Unions, rather then help represent workers of a company, eventually hold it
hostage with their demands. This hurts the company's ability to flourish,
compete and grow.

Let's ask ourselves, why did we need unions during the industrial revolution?
and do we still need them today?

1\. The fact that unions were ever thought to have been needed suggests the
lack of competition at the time. This is often a side effect of over bearing
government regulation. There aren't too many jobs in America today where if
you quit, you can't find another doing the same thing (Competition for workers
drives wages and benefits up)

2\. Worker's used to work for one company their whole career. They were loyal
to a fault. This is no longer the case today.

3\. It was harder to move across the country or world back then. Also Society
was less racially diverse (in dispersion) back then. People would not leave
their town or side of town because all the immigrants from XYZ country lived
there and they would face far more challenge moving to another city than
today.

4\. Social pressure and media coverage (social media and other). Most
companies would find it hard to survive if their workers were starving because
of lack of pay. The same can be said if their factory was grossly unsafe, or
if they were being a-holes to their employees in any way. The way we are
connected today would expose abhorrent behavior to the world in minutes and
people would start to threaten boycotts ETC.

5\. We live in a much different world today. Unions, if they were ever really
needed, are not anymore. Yet they exist.
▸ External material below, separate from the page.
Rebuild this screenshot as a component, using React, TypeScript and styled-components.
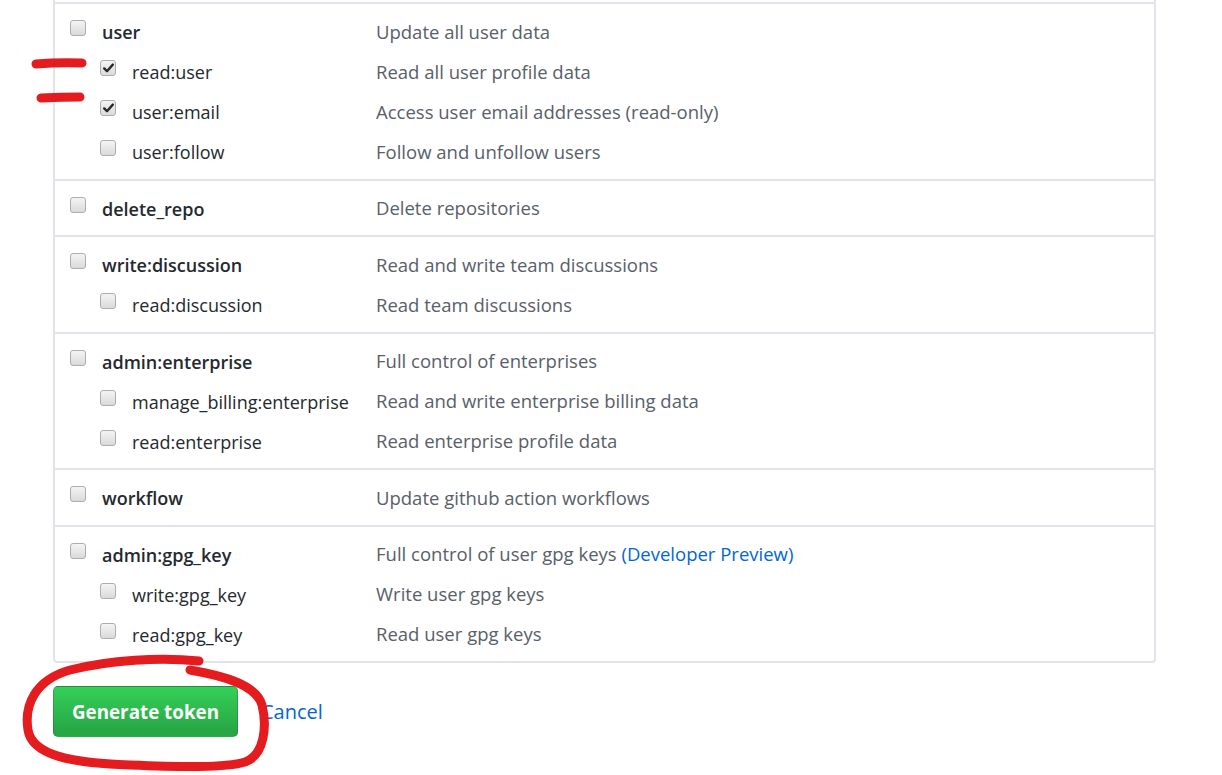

Teachers somehow cannot be fired for
doing shoddy jobs, yet their wages aren't great (is that a good thing?).

6\. Registered Nurses go to a junior college for 3 years and start at $100/hr
here in northern CA. Meanwhile half of the citizens in this country cannot
afford health insurance (They are part of what is driving up the price. Is
that a good thing?).

7\. Fireman work 3 days a week and are averaging $150k salaries where I live.
They still march in protests every few years around here because they aren't
able to feed their family whilst living in their frat house making $75 per
hour. (I don't want to minimize what fireman do for us. They are heroes who
put their life in danger, though they die less often than minors and factory
workers who earn far less). The unions have extorted the cities that employ
them. (is this a good thing?)

8\. Police unions protect bad cops in many cases. Factory and other
manufacturing jobs have gone oversees because of the overbearing demands from
unions.

9\. Unions demand dues, yet often push laws through that the workers don't
even agree with ethically or politically.

10\. Unions buy and sell politicians with their donations and favors. It's a
quid pro quo that has gone on for over 100 years.
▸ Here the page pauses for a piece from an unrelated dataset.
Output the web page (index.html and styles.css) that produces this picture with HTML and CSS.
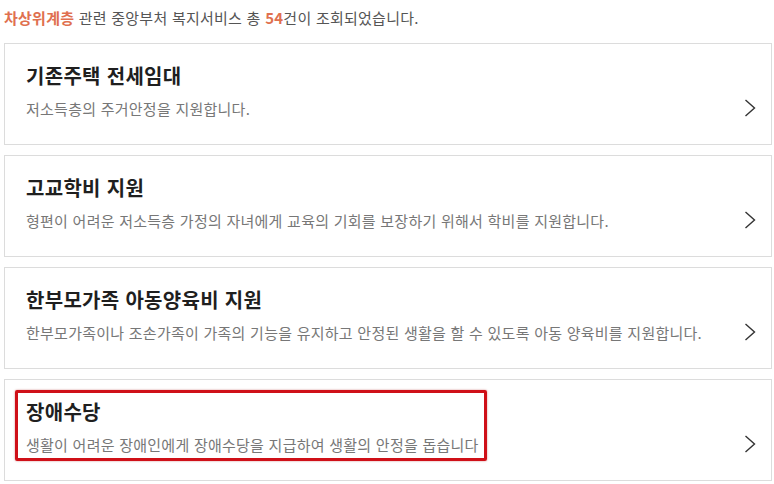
FILE: index.html
```html
<!DOCTYPE html>
<html lang="ko">

<head>
    <meta charset="UTF-8">
    <meta name="viewport" content="width=device-width, initial-scale=1.0">
    <title>복지서비스 조회 결과</title>
    <link rel="stylesheet" href="styles.css">
</head>

<body>
    <div class="result-wrap">
        <p class="result-count">
            <span class="hl">차상위계층</span> 관련 중앙부처 복지서비스 총 <span class="hl">54</span>건이 조회되었습니다.
        </p>

        <ul class="service-list">
            <li class="service-card">
                <h3>기존주택 전세임대</h3>
                <div class="desc-row">
                    <p>저소득층의 주거안정을 지원합니다.</p>
                    <svg class="chevron" width="12" height="18" viewBox="0 0 12 18"><path d="M1.5 1 L10.5 9 L1.5 17" /></svg>
                </div>
            </li>
            <li class="service-card">
                <h3>고교학비 지원</h3>
                <div class="desc-row">
                    <p>형편이 어려운 저소득층 가정의 자녀에게 교육의 기회를 보장하기 위해서 학비를 지원합니다.</p>
                    <svg class="chevron" width="12" height="18" viewBox="0 0 12 18"><path d="M1.5 1 L10.5 9 L1.5 17" /></svg>
                </div>
            </li>
            <li class="service-card">
                <h3>한부모가족 아동양육비 지원</h3>
                <div class="desc-row">
                    <p>한부모가족이나 조손가족이 가족의 기능을 유지하고 안정된 생활을 할 수 있도록 아동 양육비를 지원합니다.</p>
                    <svg class="chevron" width="12" height="18" viewBox="0 0 12 18"><path d="M1.5 1 L10.5 9 L1.5 17" /></svg>
                </div>
            </li>
            <li class="service-card">
                <h3>장애수당</h3>
                <div class="desc-row">
                    <p>생활이 어려운 장애인에게 장애수당을 지급하여 생활의 안정을 돕습니다</p>
                    <svg class="chevron" width="12" height="18" viewBox="0 0 12 18"><path d="M1.5 1 L10.5 9 L1.5 17" /></svg>
                </div>
                <div class="mark-box"></div>
            </li>
        </ul>
    </div>
</body>

</html>
```

FILE: styles.css
```css
body {
    margin: 0;
    background-color: #fff;
    font-family: "Noto Sans CJK KR", "Noto Sans", sans-serif;
    color: #222;
}

.result-wrap {
    padding: 0 2px 0 4px;
}

.result-count {
    margin: 0;
    padding: 8px 0 8px;
    font-size: 15px;
    line-height: 20px;
    letter-spacing: 0.25px;
    color: #555;
}

.result-count .hl {
    color: #e0704f;
    font-weight: bold;
}

.service-list {
    list-style: none;
    margin: 7px 0 0;
    padding: 0;
    display: flex;
    flex-direction: column;
    gap: 10px;
}

.service-card {
    position: relative;
    border: 1px solid #dcdcdc;
    padding: 18px 15px 25px 21px;
    background-color: #fff;
}

.service-card h3 {
    margin: 0;
    font-size: 20px;
    line-height: 28px;
    letter-spacing: 0.3px;
    font-weight: bold;
    color: #1f1f1f;
}

.desc-row {
    display: flex;
    justify-content: space-between;
    align-items: center;
    margin-top: 9px;
    height: 20px;
}

.desc-row p {
    margin: 0;
    font-size: 15px;
    line-height: 20px;
    letter-spacing: 0.25px;
    color: #777;
}

.chevron {
    flex-shrink: 0;
    margin-top: -3px;
}

.chevron path {
    fill: none;
    stroke: #333;
    stroke-width: 1.4;
}

.mark-box {
    position: absolute;
    top: 10px;
    left: 10px;
    width: 466px;
    height: 65px;
    border: 3px solid #cf1018;
    border-radius: 2px;
    box-shadow: 0 0 2px rgba(160, 0, 0, 0.5);
}
```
What is the upside of unions in the context of 2018? Do we need them? Are they
more harm than good?

------
pm24601
someone needs to post to glassdoor about their experience

------
leot
Unions, like police, serve as a corrective force. Sometimes needed and often
not, they are good only contingently.

It is sad that they are often seen only as either hateful or a panacea.

------
clackanon
Good, because unions have long outlived their usefulness. The time for them is
OVER.

Why organize for the privelege of being able to fork over a good chunk of your
paycheck for not a damn thing?

HOW DO I KNOW?? I've been a union member. CWA. It was worse than worthless and
useless. A net negative in every respect. 20% of my net pay for not a damn
thing. Unions are a waste of time/money/oxygen.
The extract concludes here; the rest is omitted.